Olivia Wilde played Atlanta reporter Kathy Scruggs in Richard Jewell.

Warner Bros.

It is never a good year to be a journalist, but these twin studies in newsroom malfeasance don’t make it easier, either. In the Mister Rogers-centric drama A Beautiful Day in the Neighborhood, Matthew Rhys plays an Esquire writer who gives magazine reporters a bad name: he argues with his editor, walks out of an interview, acts like a sullen jerk inside and outside the office, and turns a 400-word celebrity profile into a 10,000-word first-person feature without warning. Olivia Wilde’s turn in Clint Eastwood’s drama is worse, though, as she paints the real-life Atlanta reporter Kathy Scruggs as a cartoonishly unethical nightmare who trades story tips for sex. Take the buy-outs, both of you.

Best reason to stay inside: Netflix

The streaming giant has not had a perfect year: it is deep in debt, it dumps tons of worthy productions into the bottom of subscribers’ queues without warning, its war with exhibitors may result in the death of the theatrical experience, and it has a, shall we say, unique perspective on sharing its audience data. But the company is still responsible for some of the best films of the year, including The Irishman, Marriage Story, High Flying Bird, American Factory, Dolemite Is My Name and Atlantics. Oh, and it also gave Michael Bay $150-million to destroy various parts of Europe in 6 Underground, which was a good thing, despite how that sentence might read.

Best Chris: Evans

Chris Evans gave a darkly comic performance as Ransom in Rian Johnson's whodunit Knives Out.
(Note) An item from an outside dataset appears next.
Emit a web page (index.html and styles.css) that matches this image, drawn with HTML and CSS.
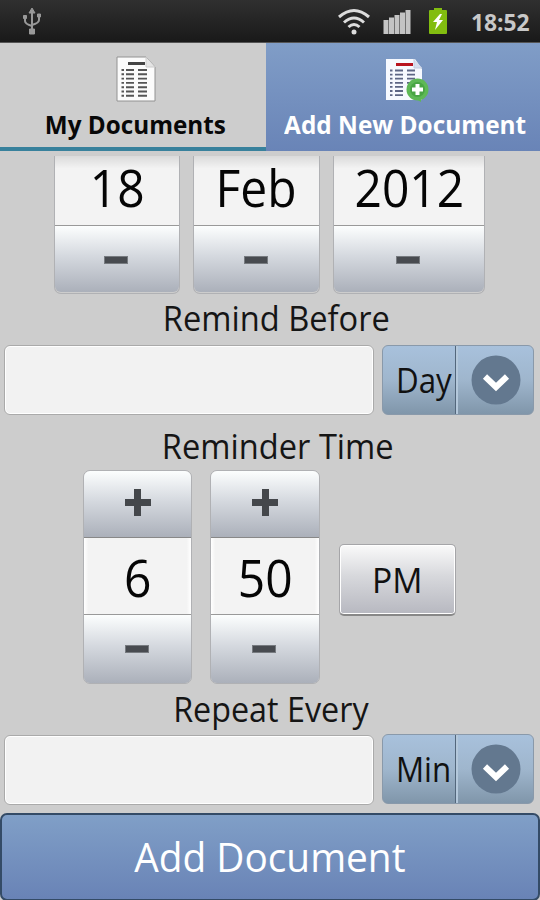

Claire Folger/MRC II Distribution Company

The continuing battle of the Hollywood Chrises saw a few twists this year. In the spring, it looked like Chris Hemsworth would nab the 2019 title, if only because his nicely felt turn as a severely depressed Thor in Avengers: Endgame helped enliven that otherwise soggy and overstuffed endurance test. But then Hemsworth made Men In Black: International, the saddest attempt at resurrecting a franchise in modern Hollywood history. Given that Chris Pratt didn’t do much of anything in Endgame and Chris Pine didn’t even star in a single 2019 film, the Best Chris trophy will instead go to Chris Evans, who can deflect his participation in Endgame by boasting of his darkly comic turn in Knives Out.